What the task requires:
Filter these entries, keeping only lines that hold the word "this".

═══ Data lines

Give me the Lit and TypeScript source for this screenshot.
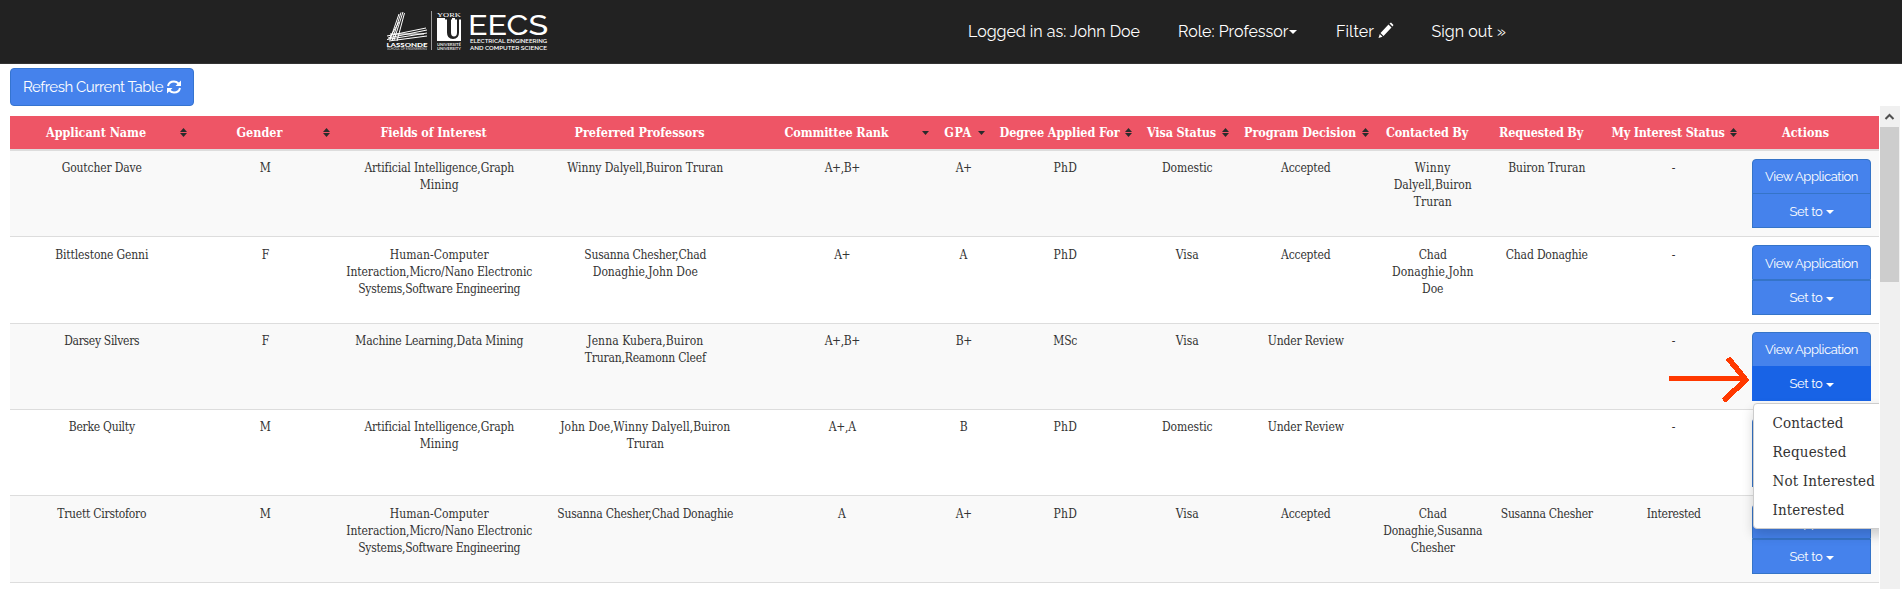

══════
═══ Data lines

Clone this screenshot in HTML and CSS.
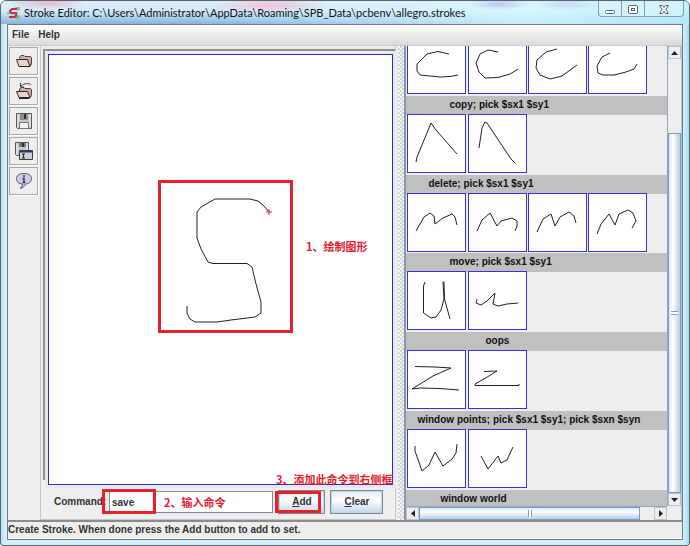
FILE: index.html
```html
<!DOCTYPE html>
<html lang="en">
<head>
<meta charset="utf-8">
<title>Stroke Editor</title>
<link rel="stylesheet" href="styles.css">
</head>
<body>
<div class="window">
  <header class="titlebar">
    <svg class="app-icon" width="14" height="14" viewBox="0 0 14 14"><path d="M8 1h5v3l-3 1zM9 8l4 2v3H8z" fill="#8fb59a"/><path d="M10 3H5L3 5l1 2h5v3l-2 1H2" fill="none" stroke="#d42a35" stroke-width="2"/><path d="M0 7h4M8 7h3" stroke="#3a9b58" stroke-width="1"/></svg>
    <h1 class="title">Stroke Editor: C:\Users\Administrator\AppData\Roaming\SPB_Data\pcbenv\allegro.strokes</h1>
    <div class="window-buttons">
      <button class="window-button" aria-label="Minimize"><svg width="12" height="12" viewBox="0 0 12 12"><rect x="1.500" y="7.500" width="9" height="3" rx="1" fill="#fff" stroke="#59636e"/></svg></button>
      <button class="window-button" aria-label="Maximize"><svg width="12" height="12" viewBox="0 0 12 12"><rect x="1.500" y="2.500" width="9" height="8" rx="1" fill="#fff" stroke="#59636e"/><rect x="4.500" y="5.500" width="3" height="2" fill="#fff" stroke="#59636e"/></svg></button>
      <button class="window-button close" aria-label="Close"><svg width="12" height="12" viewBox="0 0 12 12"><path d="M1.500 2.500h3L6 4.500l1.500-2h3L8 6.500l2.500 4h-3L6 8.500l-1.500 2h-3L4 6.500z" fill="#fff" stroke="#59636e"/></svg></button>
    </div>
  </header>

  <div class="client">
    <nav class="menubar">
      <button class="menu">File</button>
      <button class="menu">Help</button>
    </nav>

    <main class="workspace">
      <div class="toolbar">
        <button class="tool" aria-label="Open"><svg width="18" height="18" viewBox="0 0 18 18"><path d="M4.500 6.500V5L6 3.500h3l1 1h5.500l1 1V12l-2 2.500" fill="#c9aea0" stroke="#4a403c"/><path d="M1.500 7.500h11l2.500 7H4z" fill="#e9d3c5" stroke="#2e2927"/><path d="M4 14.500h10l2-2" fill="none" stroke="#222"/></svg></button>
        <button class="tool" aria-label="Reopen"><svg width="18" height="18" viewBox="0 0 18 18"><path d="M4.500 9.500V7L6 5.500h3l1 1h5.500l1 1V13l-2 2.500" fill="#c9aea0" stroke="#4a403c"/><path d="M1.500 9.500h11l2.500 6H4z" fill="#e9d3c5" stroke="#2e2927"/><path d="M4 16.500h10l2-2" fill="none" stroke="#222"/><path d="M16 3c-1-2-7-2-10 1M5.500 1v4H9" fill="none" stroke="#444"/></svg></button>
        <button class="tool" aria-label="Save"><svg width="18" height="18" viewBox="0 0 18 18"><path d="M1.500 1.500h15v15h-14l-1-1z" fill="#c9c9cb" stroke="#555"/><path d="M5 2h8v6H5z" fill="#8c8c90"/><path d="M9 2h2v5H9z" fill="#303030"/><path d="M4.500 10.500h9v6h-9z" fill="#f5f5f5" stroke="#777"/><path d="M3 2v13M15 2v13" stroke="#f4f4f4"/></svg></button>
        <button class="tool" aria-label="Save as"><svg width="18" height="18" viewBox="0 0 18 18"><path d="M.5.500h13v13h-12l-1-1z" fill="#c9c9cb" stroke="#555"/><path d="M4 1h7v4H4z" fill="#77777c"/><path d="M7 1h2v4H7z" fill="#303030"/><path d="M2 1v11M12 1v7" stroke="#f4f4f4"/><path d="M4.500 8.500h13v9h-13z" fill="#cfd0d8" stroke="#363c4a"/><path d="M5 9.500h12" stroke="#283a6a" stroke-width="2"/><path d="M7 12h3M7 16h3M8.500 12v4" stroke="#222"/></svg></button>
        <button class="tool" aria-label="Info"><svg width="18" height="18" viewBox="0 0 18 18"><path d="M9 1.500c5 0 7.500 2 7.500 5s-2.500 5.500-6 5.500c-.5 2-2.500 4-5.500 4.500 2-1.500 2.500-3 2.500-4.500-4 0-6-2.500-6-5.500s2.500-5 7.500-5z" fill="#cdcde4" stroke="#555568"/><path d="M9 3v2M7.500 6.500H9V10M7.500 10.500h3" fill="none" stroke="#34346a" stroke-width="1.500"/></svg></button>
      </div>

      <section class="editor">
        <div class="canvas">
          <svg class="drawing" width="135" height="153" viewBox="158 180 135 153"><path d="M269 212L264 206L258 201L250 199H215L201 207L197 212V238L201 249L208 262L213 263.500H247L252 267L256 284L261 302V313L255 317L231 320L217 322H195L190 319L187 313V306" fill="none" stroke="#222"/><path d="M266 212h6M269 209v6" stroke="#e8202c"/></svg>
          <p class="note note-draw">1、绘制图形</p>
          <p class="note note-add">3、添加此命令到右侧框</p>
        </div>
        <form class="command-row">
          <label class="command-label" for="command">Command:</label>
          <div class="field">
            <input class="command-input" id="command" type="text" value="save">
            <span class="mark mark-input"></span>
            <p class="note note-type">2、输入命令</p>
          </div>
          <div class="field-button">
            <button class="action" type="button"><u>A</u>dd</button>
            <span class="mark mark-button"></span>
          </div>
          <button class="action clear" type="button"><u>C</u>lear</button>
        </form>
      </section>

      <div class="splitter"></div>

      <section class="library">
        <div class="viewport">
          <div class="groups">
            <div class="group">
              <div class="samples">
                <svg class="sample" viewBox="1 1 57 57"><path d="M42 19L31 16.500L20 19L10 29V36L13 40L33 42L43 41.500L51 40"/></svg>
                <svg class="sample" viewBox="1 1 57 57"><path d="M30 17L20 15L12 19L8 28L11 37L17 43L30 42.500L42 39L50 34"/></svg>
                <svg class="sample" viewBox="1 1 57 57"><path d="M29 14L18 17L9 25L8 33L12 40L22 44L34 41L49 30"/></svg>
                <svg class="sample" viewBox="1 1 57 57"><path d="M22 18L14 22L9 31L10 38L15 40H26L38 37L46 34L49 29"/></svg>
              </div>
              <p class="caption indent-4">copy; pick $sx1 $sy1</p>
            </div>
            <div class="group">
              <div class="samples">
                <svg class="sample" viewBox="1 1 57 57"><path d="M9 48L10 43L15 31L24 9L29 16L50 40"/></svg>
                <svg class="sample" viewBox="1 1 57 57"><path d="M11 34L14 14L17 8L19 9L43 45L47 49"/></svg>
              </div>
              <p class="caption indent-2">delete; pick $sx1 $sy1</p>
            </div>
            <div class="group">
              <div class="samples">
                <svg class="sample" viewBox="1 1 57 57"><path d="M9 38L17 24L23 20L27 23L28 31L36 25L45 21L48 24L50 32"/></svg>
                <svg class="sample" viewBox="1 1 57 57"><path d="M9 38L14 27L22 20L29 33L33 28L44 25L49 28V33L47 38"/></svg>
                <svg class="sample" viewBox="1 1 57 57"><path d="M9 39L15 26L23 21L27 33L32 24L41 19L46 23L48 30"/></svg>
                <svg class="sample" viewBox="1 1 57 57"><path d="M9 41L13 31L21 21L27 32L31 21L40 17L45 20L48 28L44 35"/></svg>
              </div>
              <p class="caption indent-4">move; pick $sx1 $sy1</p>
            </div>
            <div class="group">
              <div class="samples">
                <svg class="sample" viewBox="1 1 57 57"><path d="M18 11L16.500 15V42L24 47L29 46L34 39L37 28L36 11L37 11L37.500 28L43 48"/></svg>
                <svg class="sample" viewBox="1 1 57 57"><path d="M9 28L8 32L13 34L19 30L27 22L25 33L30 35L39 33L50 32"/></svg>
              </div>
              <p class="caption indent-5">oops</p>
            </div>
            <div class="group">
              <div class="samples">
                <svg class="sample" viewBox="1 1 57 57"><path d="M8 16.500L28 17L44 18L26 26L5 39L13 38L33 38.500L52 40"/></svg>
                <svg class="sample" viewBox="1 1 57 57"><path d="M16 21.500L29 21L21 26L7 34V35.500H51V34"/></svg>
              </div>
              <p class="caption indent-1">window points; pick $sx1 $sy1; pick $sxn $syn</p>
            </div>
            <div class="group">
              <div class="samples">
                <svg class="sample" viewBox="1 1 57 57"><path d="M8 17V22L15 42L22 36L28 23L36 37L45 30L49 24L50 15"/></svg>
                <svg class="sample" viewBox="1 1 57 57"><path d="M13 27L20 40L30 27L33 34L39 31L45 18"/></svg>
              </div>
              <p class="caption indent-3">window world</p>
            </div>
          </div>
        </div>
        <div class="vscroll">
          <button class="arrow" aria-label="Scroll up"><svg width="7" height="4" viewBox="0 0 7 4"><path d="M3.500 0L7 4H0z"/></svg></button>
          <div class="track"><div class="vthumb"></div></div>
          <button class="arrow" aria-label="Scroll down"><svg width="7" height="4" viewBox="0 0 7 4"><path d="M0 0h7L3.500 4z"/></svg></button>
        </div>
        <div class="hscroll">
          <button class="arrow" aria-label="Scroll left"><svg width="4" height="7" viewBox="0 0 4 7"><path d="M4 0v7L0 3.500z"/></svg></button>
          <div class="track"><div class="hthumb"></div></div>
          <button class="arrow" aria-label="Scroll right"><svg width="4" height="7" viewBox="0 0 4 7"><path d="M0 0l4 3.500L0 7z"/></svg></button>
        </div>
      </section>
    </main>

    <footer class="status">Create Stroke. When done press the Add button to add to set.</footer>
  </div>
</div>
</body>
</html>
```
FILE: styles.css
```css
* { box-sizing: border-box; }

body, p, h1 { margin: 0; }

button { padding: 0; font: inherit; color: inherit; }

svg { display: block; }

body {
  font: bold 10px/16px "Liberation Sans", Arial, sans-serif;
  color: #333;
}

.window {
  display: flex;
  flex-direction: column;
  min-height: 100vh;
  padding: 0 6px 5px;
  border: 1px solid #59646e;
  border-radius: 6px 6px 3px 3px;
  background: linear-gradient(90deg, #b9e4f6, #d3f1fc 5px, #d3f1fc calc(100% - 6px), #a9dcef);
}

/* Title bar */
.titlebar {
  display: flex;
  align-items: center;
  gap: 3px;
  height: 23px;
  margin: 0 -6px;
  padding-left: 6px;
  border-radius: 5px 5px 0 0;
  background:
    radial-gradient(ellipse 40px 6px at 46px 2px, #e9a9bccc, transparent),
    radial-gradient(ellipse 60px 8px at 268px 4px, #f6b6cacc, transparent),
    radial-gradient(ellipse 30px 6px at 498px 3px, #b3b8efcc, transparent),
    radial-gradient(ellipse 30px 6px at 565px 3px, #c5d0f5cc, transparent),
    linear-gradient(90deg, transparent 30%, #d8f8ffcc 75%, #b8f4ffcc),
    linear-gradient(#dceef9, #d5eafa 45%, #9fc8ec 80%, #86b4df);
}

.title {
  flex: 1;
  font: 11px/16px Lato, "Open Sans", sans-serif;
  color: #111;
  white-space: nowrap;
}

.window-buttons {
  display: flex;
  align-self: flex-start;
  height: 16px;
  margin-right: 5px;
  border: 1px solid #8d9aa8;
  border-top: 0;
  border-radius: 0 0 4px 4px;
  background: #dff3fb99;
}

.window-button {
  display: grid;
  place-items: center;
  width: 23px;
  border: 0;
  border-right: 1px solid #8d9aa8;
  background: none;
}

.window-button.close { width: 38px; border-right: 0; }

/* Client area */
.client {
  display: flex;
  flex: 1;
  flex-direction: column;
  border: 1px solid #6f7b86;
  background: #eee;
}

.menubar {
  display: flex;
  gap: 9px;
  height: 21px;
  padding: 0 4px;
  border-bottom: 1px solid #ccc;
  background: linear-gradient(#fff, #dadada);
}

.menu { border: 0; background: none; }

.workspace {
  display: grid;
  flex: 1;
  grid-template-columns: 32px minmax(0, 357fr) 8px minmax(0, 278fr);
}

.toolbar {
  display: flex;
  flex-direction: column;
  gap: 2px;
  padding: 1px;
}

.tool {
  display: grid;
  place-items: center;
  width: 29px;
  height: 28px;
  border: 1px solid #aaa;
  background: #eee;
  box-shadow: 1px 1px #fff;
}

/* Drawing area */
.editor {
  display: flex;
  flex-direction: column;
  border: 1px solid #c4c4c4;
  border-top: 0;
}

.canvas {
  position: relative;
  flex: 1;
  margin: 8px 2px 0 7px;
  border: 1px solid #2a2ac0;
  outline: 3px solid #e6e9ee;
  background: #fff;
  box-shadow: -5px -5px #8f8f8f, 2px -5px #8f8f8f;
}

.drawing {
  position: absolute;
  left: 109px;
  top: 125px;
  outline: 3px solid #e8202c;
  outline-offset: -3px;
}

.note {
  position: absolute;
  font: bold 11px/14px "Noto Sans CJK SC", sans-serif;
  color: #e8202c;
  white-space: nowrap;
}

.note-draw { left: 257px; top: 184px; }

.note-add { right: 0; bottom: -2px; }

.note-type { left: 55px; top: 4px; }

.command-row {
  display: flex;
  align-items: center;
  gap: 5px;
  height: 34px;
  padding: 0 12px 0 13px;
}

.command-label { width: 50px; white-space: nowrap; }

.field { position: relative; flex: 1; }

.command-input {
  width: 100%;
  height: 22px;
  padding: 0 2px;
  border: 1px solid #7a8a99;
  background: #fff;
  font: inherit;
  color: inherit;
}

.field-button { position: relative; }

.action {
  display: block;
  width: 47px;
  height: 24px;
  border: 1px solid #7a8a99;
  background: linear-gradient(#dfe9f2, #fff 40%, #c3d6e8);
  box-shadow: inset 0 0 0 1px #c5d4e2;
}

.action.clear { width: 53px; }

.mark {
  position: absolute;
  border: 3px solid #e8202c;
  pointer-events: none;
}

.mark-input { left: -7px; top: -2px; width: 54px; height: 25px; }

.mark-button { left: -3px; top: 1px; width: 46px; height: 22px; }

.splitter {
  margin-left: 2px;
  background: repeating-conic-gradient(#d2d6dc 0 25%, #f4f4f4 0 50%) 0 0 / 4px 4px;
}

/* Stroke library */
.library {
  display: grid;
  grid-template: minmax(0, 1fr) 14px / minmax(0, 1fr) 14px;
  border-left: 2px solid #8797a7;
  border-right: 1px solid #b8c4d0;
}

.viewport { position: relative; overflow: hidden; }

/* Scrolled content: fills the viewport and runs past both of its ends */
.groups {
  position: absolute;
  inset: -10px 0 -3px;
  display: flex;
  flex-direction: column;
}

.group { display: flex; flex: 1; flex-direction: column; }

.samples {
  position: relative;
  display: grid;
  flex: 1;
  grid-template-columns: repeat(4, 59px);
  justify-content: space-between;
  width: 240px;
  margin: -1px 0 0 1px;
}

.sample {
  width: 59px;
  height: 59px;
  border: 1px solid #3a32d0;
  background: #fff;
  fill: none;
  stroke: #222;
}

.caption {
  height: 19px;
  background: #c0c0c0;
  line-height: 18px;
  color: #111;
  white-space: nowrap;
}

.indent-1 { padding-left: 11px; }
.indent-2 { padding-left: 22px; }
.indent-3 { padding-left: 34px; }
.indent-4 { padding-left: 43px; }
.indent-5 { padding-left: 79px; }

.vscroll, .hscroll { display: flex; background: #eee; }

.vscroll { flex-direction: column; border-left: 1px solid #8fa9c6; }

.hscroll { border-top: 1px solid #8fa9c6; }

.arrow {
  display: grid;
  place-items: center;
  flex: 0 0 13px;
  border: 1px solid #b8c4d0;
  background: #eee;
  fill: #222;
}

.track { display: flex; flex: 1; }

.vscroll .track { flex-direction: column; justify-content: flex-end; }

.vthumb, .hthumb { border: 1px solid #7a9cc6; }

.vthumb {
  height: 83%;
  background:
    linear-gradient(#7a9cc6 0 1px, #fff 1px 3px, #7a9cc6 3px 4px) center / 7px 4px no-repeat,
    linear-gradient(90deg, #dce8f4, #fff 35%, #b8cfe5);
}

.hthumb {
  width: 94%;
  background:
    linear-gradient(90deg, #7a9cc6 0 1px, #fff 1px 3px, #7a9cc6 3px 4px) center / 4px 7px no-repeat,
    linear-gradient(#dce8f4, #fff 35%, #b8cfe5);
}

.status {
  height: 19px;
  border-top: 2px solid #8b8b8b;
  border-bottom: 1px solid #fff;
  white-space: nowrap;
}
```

══════

Task solution:
Give me the Lit and TypeScript source for this screenshot.
Clone this screenshot in HTML and CSS.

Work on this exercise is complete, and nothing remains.